Para quienes hemos vivido y observado la evolución política de América Latina desde mediados del siglo XX, resulta profundamente desconcertante escuchar al Presidente de los Estados Unidos, Donald Trump, afirmar que el petróleo que se encuentra en el subsuelo de Venezuela es propiedad de su país y que los gobiernos de Hugo Chávez y Nicolás Maduro lo habrían “robado”, otorgando así —según su razonamiento— el derecho a Estados Unidos de “recuperarlo”.
Esta afirmación no sólo es inesperada: contradice de manera frontal el derecho internacional vigente. Desde hace décadas, la comunidad internacional reconoce sin ambigüedad que los Estados son soberanos sobre su territorio y sobre los recursos naturales que se encuentran en él, incluido el subsuelo.
Ese principio está expresamente consagrado en la Carta de las Naciones Unidas, que en su artículo 2 reconoce la igualdad soberana de los Estados y prohíbe la amenaza o el uso de la fuerza contra la integridad territorial de cualquier país. Más aún, la Resolución 1803 (XVII) de la Asamblea General de la ONU, adoptada en 1962, establece el principio de la soberanía permanente de los pueblos y las naciones sobre sus recursos naturales, señalando que dichos recursos deben servir al desarrollo nacional y al bienestar de sus pueblos.
Desde entonces, este principio se convirtió en una norma central del derecho internacional contemporáneo, particularmente para los países de América Latina, África y Asia, que lo impulsaron precisamente para poner fin al despojo histórico ejercido por las potencias coloniales y sus empresas.
Para México, el precedente que pretende establecer Donald Trump es especialmente grave. Bajo esa lógica, Estados Unidos podría declararse propietario de los recursos naturales del subsuelo de cualquier país latinoamericano. En el caso mexicano, basta recordar que tras la expropiación petrolera de 1938, decretada por el Presidente Lázaro Cárdenas, empresas inglesas y norteamericanas iniciaron intensos litigios internacionales. Sin embargo, ningún organismo internacional reconoció jamás que esas empresas —ni sus Estados de origen— fueran propietarias del petróleo mexicano.
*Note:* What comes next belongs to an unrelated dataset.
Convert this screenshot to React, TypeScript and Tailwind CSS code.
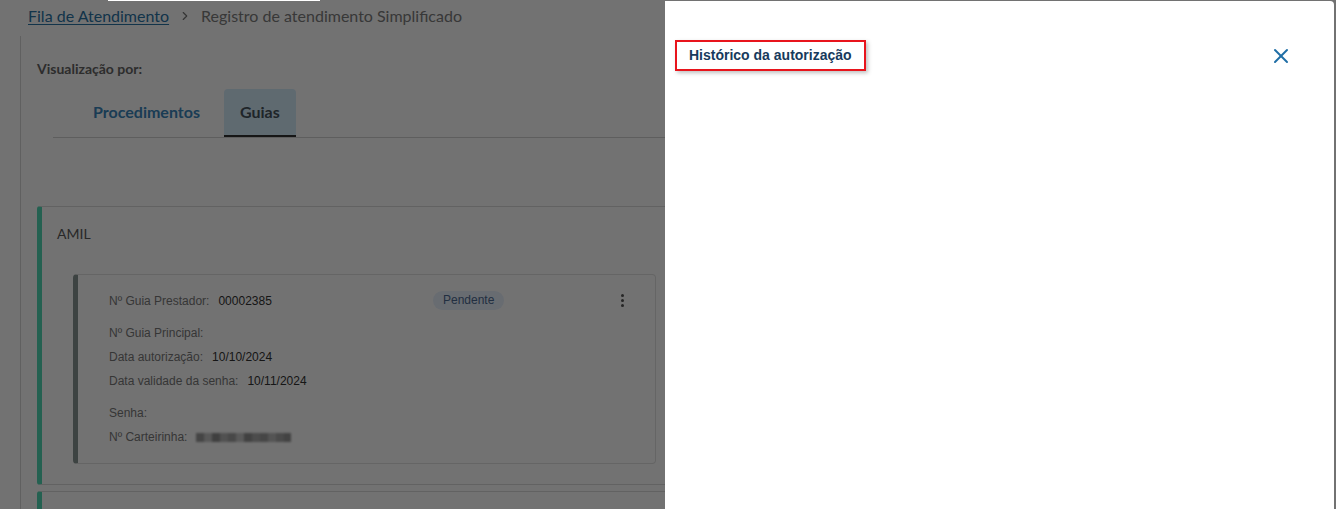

Aceptar hoy el razonamiento de Trump implicaría abrir la puerta a que Estados Unidos reclamara no sólo el petróleo mexicano, sino también la industria eléctrica nacionalizada en 1960 por el Presidente Adolfo López Mateos, incluida la Comisión Federal de Electricidad. Sería un retroceso histórico que anularía décadas de construcción jurídica internacional.
Esta visión corresponde a la lógica de los imperios conquistadores de la antigüedad: la Roma de los tiempos de Cristo, la Grecia de cinco siglos antes de nuestra era o las campañas de Gengis Kan en Asia. Es una concepción basada exclusivamente en el poder del más fuerte, incluso más primitiva que la del colonialismo moderno. Españoles e ingleses, al menos, pretendían justificar sus conquistas con argumentos —sofistas, sin duda— de evangelización, civilización o progreso. Aquí ya no hay ni siquiera ese disfraz ideológico: basta con haber explotado un recurso en el pasado para reclamarlo como propio.
Llevada a sus últimas consecuencias, esta lógica supone que un país poderoso puede apropiarse del subsuelo, de los recursos naturales y eventualmente de la fuerza de trabajo de los pueblos considerados incapaces de gobernarse a sí mismos. Puede parecer una exageración, pero no lo es más que lo que nos habría parecido, a quienes nacimos antes de 1960, que un Presidente se declarara dueño del subsuelo de otro país y anunciara su intención de “recuperarlo”.
No se trata de una idea nueva. Aristóteles, en su obra Política, escrita en el siglo III antes de Cristo, justificaba la esclavitud como parte natural de la economía griega afirmando que “los poetas tienen razón cuando dicen que los griegos tienen derecho a esclavizar a los bárbaros”. Esa misma lógica —la del fuerte sobre el débil, la del supuesto superior sobre el inferior— reaparece hoy, despojada de cualquier barniz civilizatorio.
La diferencia es que, desde la segunda mitad del siglo XX, el mundo decidió jurídicamente que ese tipo de razonamientos eran inaceptables. Desconocer la soberanía de un pueblo sobre sus recursos naturales no es una opinión política: es una negación del orden internacional construido tras dos guerras mundiales.